I used to love searching privet bushes to find stick insects.
A friend's father built her a little shed and the three of us spent hours in there- just having fun. We were lucky, we had access to tennis courts and there was a small wood close by where we would go hunting for minnows and picnicking.
We also "helped" by picking raspberries and being paid for it. My mother said it cost her more putting drinks and sandwiches together than I ever earned.
Fishing for tiddlers in Arrowe Brook with my cousin. It was at the end of the road where my aunt and uncle lived. We would go armed with fishing nets and jam jars, a bottle of water and
a packet of Marie biscuits ( remember them? ) for sustenance. Such simple pleasures remembered with much happiness.
I was a real tomboy growing up and my favourite activity was climbing the trees along the riverbank near to our house.

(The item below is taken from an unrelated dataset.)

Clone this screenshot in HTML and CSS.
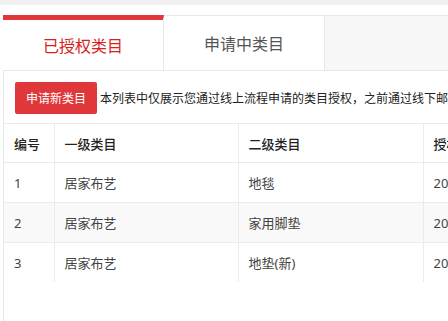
FILE: index.html
```html
<!DOCTYPE html>
<html lang="zh">
<head>
<meta charset="utf-8">
<link rel="stylesheet" href="styles.css">
</head>
<body>
<div class="topbar"></div>
<div class="page">
  <div class="tabs">
    <div class="tab active">已授权类目</div>
    <div class="tab">申请中类目</div>
  </div>
  <div class="panel">
    <div class="toolbar">
      <button class="btn">申请新类目</button>
      <span class="note">本列表中仅展示您通过线上流程申请的类目授权，之前通过线下邮件申请的类目授权请联系您的对接人员查询</span>
    </div>
    <table class="grid">
      <colgroup>
        <col class="c1"><col class="c2"><col class="c3"><col class="c4">
      </colgroup>
      <thead>
        <tr><th>编号</th><th>一级类目</th><th>二级类目</th><th>授权时间</th></tr>
      </thead>
      <tbody>
        <tr><td>1</td><td>居家布艺</td><td>地毯</td><td>2019-03-12 10:20:11</td></tr>
        <tr class="alt"><td>2</td><td>居家布艺</td><td>家用脚垫</td><td>2019-03-12 10:20:11</td></tr>
        <tr><td>3</td><td>居家布艺</td><td>地垫(新)</td><td>2019-03-12 10:20:11</td></tr>
      </tbody>
    </table>
  </div>
</div>
</body>
</html>
```
FILE: styles.css
```css
html, body {
  margin: 0;
  padding: 0;
  background: #fff;
  overflow: hidden;
  font-family: "Noto Sans", "Noto Sans CJK SC", sans-serif;
}
.topbar {
  height: 5px;
  background: #f0f0f0;
}
.page {
  padding: 10px 0 0 3px;
  width: 1200px;
}
.tabs {
  display: flex;
  height: 54px;
  background: #f7f7f7;
  border-top: 1px solid #e8e8e8;
}
.tab {
  width: 160px;
  border-right: 1px solid #e8e8e8;
  background: #fff;
  display: flex;
  align-items: center;
  justify-content: center;
  font-size: 16px;
  color: #555;
}
.tab.active {
  margin-top: -1px;
  border-top: 5px solid #e0383a;
  color: #d8201c;
}
.panel {
  border-top: 1px solid #e8e8e8;
  border-left: 1px solid #e8e8e8;
  min-height: 260px;
}
.toolbar {
  display: flex;
  align-items: center;
  gap: 3px;
  padding: 11px 11px 9px;
}
.btn {
  height: 32px;
  padding: 0 11px;
  border: none;
  border-radius: 2px;
  background: #e0383a;
  color: #fff;
  font-family: inherit;
  font-size: 12px;
  flex: none;
}
.note {
  font-size: 12px;
  color: #222;
  white-space: nowrap;
}
.grid {
  border-collapse: collapse;
  table-layout: fixed;
  width: 700px;
  font-size: 13px;
}
.c1 { width: 50px; }
.c2 { width: 184px; }
.c3 { width: 185px; }
.c4 { width: 281px; }
.grid th, .grid td {
  text-align: left;
  padding: 0 10px;
  border-top: 1px solid #ebebeb;
  border-left: 1px solid #ebebeb;
  white-space: nowrap;
  overflow: hidden;
}
.grid th:first-child, .grid td:first-child {
  border-left: none;
}
.grid th {
  height: 38px;
  font-weight: 500;
  color: #222;
}
.grid td {
  height: 39px;
  color: #444;
}
.grid tr.alt td {
  background: #f9f9f9;
}
```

Making perfume out of rose petals and water. It used to smell dreadful!
Playing elastics with my friends.
A large piece of elastic tied into a circle around two peoples legs which started at the ankles then moved higher and higher while you did complicated steps in out of the elastic.
Playing ball against a wall when on my own was always good too .
throwing and catching balls against a wall. I could manage 2 in sequence but failed with 3.
Playing 'two balls' up the wall with fancy tricks and the rest of it. I still have good hand/eye coordination and am still playing netball at the age of nearly 62 and 3/4!
Walking in the woods through all the seasons, picking bluebells, wind whistling through the trees, picking blackberries, clods of clay sticking to my boots after heavy rain, building tree houses and seeing a magical, hushed Narnian world after heavy snowfall. ❤️
GOING FOR LONG WALKS TO THE PARK WITH MY MOTHER AND FAMILY - IT WAS ALWAYS SUNSHINING AND I LOVED PICKING BLUEBELLS. WE ALWAYS HAD SANDWICHES AND ICE CREAM
I used to love roaming the fields in Spring, picking huge bunches of cowslips and bringing them home for my parents...that's when I wasn't building a den in some tree which I'd managed to climb! Got stuck in one once and my father had to manoeuvre a long ladder across a farmers field of cabbages to get me down - he wasn't much impressed!